**Task description**
Search the data below for the word "index" and copy each line that holds it.

**Data section**
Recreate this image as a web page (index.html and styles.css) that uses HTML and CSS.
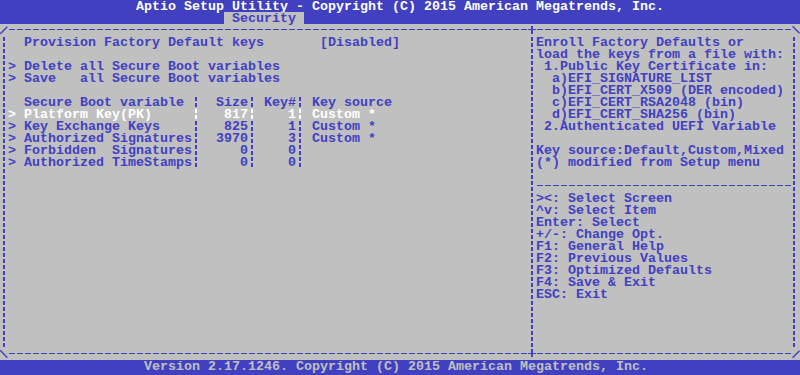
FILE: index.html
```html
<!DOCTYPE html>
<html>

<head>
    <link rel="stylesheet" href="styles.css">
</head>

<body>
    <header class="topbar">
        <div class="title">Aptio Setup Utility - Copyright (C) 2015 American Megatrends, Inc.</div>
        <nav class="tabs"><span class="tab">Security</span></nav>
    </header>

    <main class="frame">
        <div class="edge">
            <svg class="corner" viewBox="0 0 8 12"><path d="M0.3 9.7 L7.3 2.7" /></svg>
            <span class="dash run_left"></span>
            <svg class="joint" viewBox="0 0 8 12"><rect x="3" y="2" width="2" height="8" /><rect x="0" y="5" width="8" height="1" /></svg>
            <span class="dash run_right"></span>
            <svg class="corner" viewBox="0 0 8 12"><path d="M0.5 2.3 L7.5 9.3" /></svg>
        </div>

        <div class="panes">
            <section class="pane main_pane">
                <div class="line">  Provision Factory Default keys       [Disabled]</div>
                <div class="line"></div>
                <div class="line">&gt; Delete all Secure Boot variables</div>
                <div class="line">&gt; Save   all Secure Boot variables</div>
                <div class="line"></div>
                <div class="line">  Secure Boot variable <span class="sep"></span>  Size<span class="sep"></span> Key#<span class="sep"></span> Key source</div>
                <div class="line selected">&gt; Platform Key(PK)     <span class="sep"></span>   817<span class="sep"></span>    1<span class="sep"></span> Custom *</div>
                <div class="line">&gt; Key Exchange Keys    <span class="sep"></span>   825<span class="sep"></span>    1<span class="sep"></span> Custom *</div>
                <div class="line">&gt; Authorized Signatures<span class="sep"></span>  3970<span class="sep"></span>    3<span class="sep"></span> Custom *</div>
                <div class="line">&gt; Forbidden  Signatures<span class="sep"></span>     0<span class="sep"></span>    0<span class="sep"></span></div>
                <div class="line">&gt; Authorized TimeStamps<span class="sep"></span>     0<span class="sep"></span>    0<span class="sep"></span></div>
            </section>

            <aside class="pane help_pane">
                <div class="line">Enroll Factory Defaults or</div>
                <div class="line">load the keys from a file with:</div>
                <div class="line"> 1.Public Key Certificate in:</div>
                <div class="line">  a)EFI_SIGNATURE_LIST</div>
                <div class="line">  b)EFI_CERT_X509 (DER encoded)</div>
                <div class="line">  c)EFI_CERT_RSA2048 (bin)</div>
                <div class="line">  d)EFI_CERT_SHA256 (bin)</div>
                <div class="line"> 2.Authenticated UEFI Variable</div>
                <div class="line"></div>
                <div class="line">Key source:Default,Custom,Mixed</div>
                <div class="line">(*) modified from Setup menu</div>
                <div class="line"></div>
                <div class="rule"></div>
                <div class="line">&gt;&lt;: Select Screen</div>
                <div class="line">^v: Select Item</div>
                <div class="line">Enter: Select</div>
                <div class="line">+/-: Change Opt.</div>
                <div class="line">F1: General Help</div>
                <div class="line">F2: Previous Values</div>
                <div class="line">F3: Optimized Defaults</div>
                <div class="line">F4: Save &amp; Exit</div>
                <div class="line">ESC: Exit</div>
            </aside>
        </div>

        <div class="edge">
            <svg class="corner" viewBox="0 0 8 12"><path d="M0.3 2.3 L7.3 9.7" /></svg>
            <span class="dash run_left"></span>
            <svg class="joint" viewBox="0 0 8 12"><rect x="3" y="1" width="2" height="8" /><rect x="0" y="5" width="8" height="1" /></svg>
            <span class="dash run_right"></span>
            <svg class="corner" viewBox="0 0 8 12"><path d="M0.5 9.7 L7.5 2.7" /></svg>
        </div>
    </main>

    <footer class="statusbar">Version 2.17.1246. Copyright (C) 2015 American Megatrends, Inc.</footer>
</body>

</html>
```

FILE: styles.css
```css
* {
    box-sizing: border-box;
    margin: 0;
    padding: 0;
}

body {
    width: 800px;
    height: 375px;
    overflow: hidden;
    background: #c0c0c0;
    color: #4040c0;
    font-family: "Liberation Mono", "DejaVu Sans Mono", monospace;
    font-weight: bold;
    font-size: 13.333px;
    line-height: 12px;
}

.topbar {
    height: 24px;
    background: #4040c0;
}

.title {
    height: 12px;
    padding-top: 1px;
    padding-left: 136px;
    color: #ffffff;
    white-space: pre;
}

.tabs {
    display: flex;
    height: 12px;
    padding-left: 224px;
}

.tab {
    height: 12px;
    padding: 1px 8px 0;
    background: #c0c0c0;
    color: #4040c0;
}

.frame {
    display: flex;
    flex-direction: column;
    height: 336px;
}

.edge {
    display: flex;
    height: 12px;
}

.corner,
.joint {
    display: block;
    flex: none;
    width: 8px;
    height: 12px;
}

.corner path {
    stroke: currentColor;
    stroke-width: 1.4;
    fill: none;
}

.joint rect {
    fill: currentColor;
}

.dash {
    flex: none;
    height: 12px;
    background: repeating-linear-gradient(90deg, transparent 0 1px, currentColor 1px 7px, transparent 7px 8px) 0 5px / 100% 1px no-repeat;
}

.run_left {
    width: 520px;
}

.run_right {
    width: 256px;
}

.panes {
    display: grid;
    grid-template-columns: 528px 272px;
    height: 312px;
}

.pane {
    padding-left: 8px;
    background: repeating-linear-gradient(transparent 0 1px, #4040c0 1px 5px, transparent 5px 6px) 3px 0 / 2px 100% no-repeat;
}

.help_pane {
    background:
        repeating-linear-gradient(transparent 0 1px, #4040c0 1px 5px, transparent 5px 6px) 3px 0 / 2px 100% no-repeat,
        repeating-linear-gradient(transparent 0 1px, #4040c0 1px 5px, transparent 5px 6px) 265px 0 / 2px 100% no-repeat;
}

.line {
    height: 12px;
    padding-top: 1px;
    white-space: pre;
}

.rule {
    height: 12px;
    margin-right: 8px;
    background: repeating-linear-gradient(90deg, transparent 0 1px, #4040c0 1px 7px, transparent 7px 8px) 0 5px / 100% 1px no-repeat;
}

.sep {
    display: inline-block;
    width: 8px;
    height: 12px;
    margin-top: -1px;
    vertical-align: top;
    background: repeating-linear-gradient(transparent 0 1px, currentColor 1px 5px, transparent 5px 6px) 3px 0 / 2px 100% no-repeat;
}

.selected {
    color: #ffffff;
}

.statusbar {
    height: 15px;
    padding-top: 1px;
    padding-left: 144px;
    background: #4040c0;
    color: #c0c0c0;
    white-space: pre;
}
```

**Task output**
Recreate this image as a web page (index.html and styles.css) that uses HTML and CSS.
FILE: index.html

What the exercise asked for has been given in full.